- _TASK DETAILS_
Transcribe all of the data exactly. Omit the pictures.

- _DATA EXTRACT_

* BEGIN *

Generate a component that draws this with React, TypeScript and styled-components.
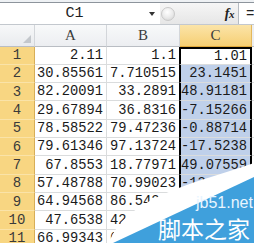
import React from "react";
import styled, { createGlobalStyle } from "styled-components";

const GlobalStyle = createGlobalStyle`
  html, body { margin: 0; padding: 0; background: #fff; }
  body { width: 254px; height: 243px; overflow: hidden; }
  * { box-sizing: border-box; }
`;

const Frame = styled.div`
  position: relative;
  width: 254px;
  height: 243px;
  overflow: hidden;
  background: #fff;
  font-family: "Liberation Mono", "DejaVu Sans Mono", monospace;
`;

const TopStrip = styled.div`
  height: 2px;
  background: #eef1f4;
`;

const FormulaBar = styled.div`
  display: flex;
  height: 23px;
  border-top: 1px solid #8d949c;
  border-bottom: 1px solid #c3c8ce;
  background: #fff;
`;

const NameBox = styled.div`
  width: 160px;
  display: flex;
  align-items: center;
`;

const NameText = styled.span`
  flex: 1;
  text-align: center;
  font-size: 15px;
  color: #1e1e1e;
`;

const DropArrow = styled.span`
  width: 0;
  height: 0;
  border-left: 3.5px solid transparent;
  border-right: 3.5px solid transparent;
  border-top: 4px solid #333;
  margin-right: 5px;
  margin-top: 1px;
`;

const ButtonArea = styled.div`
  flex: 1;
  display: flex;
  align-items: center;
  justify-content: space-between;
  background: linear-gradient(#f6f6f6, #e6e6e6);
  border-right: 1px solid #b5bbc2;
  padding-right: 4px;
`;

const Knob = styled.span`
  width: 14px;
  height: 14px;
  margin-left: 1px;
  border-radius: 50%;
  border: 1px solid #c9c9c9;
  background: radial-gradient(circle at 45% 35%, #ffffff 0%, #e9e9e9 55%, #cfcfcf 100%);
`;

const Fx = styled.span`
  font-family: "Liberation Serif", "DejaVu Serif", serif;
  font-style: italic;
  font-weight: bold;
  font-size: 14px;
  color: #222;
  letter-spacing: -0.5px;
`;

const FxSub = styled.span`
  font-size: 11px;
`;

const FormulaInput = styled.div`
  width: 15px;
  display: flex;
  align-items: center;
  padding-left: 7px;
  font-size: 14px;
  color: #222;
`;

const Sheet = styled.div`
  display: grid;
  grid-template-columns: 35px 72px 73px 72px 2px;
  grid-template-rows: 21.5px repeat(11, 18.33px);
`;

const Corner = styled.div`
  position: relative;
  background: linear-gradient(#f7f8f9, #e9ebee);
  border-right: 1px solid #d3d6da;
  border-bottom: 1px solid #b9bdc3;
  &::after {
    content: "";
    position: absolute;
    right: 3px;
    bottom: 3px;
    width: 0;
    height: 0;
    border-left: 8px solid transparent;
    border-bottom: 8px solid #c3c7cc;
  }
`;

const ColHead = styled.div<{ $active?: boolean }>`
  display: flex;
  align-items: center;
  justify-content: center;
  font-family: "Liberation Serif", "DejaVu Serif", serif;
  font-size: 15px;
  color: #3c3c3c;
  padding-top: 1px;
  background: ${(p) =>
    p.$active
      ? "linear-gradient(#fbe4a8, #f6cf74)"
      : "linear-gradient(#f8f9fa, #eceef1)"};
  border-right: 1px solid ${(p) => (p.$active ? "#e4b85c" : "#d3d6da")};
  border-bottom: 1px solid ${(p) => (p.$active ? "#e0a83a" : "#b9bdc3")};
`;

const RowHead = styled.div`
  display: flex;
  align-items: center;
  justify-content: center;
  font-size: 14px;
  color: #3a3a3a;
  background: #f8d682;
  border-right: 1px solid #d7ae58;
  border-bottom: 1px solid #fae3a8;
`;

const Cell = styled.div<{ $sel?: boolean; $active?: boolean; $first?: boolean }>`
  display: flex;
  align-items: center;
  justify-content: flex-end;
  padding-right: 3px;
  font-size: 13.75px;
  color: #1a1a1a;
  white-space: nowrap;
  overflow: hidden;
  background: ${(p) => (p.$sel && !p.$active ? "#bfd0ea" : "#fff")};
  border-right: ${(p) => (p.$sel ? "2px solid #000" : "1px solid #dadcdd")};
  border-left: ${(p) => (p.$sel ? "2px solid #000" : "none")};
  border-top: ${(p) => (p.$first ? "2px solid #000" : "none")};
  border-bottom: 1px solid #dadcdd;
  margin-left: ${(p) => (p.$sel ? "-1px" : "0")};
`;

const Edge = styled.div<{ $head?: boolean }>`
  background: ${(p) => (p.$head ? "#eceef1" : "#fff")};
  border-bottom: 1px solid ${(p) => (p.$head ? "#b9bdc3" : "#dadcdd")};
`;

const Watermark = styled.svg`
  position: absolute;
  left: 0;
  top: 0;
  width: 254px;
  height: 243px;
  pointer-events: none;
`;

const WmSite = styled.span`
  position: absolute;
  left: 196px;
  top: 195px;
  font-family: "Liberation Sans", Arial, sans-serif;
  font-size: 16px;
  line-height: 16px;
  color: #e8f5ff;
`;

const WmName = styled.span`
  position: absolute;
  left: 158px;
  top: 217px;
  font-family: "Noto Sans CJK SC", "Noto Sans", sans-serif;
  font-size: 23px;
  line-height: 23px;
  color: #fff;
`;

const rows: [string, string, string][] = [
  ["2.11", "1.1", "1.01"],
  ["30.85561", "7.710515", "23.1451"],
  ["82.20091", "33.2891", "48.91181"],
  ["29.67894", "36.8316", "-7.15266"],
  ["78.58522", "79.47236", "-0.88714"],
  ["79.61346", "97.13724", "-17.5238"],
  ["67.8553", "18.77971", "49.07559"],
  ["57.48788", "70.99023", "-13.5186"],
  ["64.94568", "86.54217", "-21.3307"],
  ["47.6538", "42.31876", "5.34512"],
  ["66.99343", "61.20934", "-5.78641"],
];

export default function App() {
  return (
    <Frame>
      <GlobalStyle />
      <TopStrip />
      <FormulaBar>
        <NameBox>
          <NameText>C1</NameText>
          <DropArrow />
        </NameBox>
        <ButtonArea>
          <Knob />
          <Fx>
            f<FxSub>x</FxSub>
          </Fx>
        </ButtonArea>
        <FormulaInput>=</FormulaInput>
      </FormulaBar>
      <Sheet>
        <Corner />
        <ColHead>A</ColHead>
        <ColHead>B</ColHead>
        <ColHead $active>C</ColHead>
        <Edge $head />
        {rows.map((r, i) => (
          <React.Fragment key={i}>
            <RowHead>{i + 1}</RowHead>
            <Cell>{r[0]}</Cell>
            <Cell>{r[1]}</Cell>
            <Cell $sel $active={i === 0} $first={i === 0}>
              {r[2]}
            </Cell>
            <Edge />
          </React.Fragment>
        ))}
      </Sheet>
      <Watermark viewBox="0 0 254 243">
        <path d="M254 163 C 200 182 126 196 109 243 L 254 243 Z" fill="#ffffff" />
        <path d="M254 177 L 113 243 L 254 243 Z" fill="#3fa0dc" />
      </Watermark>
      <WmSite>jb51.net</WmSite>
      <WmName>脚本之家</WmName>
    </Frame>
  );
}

* END *

- _RESULT OF THIS EXERCISE_
Generate a component that draws this with React, TypeScript and styled-components.
import React from "react";
import styled, { createGlobalStyle } from "styled-components";

const GlobalStyle = createGlobalStyle`
  html, body { margin: 0; padding: 0; background: #fff; }
  body { width: 254px; height: 243px; overflow: hidden; }
  * { box-sizing: border-box; }
`;

const Frame = styled.div`
  position: relative;
  width: 254px;
  height: 243px;
  overflow: hidden;
  background: #fff;
  font-family: "Liberation Mono", "DejaVu Sans Mono", monospace;
`;

const TopStrip = styled.div`
  height: 2px;
  background: #eef1f4;
`;

const FormulaBar = styled.div`
  display: flex;
  height: 23px;
  border-top: 1px solid #8d949c;
  border-bottom: 1px solid #c3c8ce;
  background: #fff;
`;

const NameBox = styled.div`
  width: 160px;
  display: flex;
  align-items: center;
`;

const NameText = styled.span`
  flex: 1;
  text-align: center;
  font-size: 15px;
  color: #1e1e1e;
`;

const DropArrow = styled.span`
  width: 0;
  height: 0;
  border-left: 3.5px solid transparent;
  border-right: 3.5px solid transparent;
  border-top: 4px solid #333;
  margin-right: 5px;
  margin-top: 1px;
`;

const ButtonArea = styled.div`
  flex: 1;
  display: flex;
  align-items: center;
  justify-content: space-between;
  background: linear-gradient(#f6f6f6, #e6e6e6);
  border-right: 1px solid #b5bbc2;
  padding-right: 4px;
`;

const Knob = styled.span`
  width: 14px;
  height: 14px;
  margin-left: 1px;
  border-radius: 50%;
  border: 1px solid #c9c9c9;
  background: radial-gradient(circle at 45% 35%, #ffffff 0%, #e9e9e9 55%, #cfcfcf 100%);
`;

const Fx = styled.span`
  font-family: "Liberation Serif", "DejaVu Serif", serif;
  font-style: italic;
  font-weight: bold;
  font-size: 14px;
  color: #222;
  letter-spacing: -0.5px;
`;

const FxSub = styled.span`
  font-size: 11px;
`;

const FormulaInput = styled.div`
  width: 15px;
  display: flex;
  align-items: center;
  padding-left: 7px;
  font-size: 14px;
  color: #222;
`;

const Sheet = styled.div`
  display: grid;
  grid-template-columns: 35px 72px 73px 72px 2px;
  grid-template-rows: 21.5px repeat(11, 18.33px);
`;

const Corner = styled.div`
  position: relative;
  background: linear-gradient(#f7f8f9, #e9ebee);
  border-right: 1px solid #d3d6da;
  border-bottom: 1px solid #b9bdc3;
  &::after {
    content: "";
    position: absolute;
    right: 3px;
    bottom: 3px;
    width: 0;
    height: 0;
    border-left: 8px solid transparent;
    border-bottom: 8px solid #c3c7cc;
  }
`;

const ColHead = styled.div<{ $active?: boolean }>`
  display: flex;
  align-items: center;
  justify-content: center;
  font-family: "Liberation Serif", "DejaVu Serif", serif;
  font-size: 15px;
  color: #3c3c3c;
  padding-top: 1px;
  background: ${(p) =>
    p.$active
      ? "linear-gradient(#fbe4a8, #f6cf74)"
      : "linear-gradient(#f8f9fa, #eceef1)"};
  border-right: 1px solid ${(p) => (p.$active ? "#e4b85c" : "#d3d6da")};
  border-bottom: 1px solid ${(p) => (p.$active ? "#e0a83a" : "#b9bdc3")};
`;

const RowHead = styled.div`
  display: flex;
  align-items: center;
  justify-content: center;
  font-size: 14px;
  color: #3a3a3a;
  background: #f8d682;
  border-right: 1px solid #d7ae58;
  border-bottom: 1px solid #fae3a8;
`;

const Cell = styled.div<{ $sel?: boolean; $active?: boolean; $first?: boolean }>`
  display: flex;
  align-items: center;
  justify-content: flex-end;
  padding-right: 3px;
  font-size: 13.75px;
  color: #1a1a1a;
  white-space: nowrap;
  overflow: hidden;
  background: ${(p) => (p.$sel && !p.$active ? "#bfd0ea" : "#fff")};
  border-right: ${(p) => (p.$sel ? "2px solid #000" : "1px solid #dadcdd")};
  border-left: ${(p) => (p.$sel ? "2px solid #000" : "none")};
  border-top: ${(p) => (p.$first ? "2px solid #000" : "none")};
  border-bottom: 1px solid #dadcdd;
  margin-left: ${(p) => (p.$sel ? "-1px" : "0")};
`;

const Edge = styled.div<{ $head?: boolean }>`
  background: ${(p) => (p.$head ? "#eceef1" : "#fff")};
  border-bottom: 1px solid ${(p) => (p.$head ? "#b9bdc3" : "#dadcdd")};
`;

const Watermark = styled.svg`
  position: absolute;
  left: 0;
  top: 0;
  width: 254px;
  height: 243px;
  pointer-events: none;
`;

const WmSite = styled.span`
  position: absolute;
  left: 196px;
  top: 195px;
  font-family: "Liberation Sans", Arial, sans-serif;
  font-size: 16px;
  line-height: 16px;
  color: #e8f5ff;
`;

const WmName = styled.span`
  position: absolute;
  left: 158px;
  top: 217px;
  font-family: "Noto Sans CJK SC", "Noto Sans", sans-serif;
  font-size: 23px;
  line-height: 23px;
  color: #fff;
`;

const rows: [string, string, string][] = [
  ["2.11", "1.1", "1.01"],
  ["30.85561", "7.710515", "23.1451"],
  ["82.20091", "33.2891", "48.91181"],
  ["29.67894", "36.8316", "-7.15266"],
  ["78.58522", "79.47236", "-0.88714"],
  ["79.61346", "97.13724", "-17.5238"],
  ["67.8553", "18.77971", "49.07559"],
  ["57.48788", "70.99023", "-13.5186"],
  ["64.94568", "86.54217", "-21.3307"],
  ["47.6538", "42.31876", "5.34512"],
  ["66.99343", "61.20934", "-5.78641"],
];

export default function App() {
  return (
    <Frame>
      <GlobalStyle />
      <TopStrip />
      <FormulaBar>
        <NameBox>
          <NameText>C1</NameText>
          <DropArrow />
        </NameBox>
        <ButtonArea>
          <Knob />
          <Fx>
            f<FxSub>x</FxSub>
          </Fx>
        </ButtonArea>
        <FormulaInput>=</FormulaInput>
      </FormulaBar>
      <Sheet>
        <Corner />
        <ColHead>A</ColHead>
        <ColHead>B</ColHead>
        <ColHead $active>C</ColHead>
        <Edge $head />
        {rows.map((r, i) => (
          <React.Fragment key={i}>
            <RowHead>{i + 1}</RowHead>
            <Cell>{r[0]}</Cell>
            <Cell>{r[1]}</Cell>
            <Cell $sel $active={i === 0} $first={i === 0}>
              {r[2]}
            </Cell>
            <Edge />
          </React.Fragment>
        ))}
      </Sheet>
      <Watermark viewBox="0 0 254 243">
        <path d="M254 163 C 200 182 126 196 109 243 L 254 243 Z" fill="#ffffff" />
        <path d="M254 177 L 113 243 L 254 243 Z" fill="#3fa0dc" />
      </Watermark>
      <WmSite>jb51.net</WmSite>
      <WmName>脚本之家</WmName>
    </Frame>
  );
}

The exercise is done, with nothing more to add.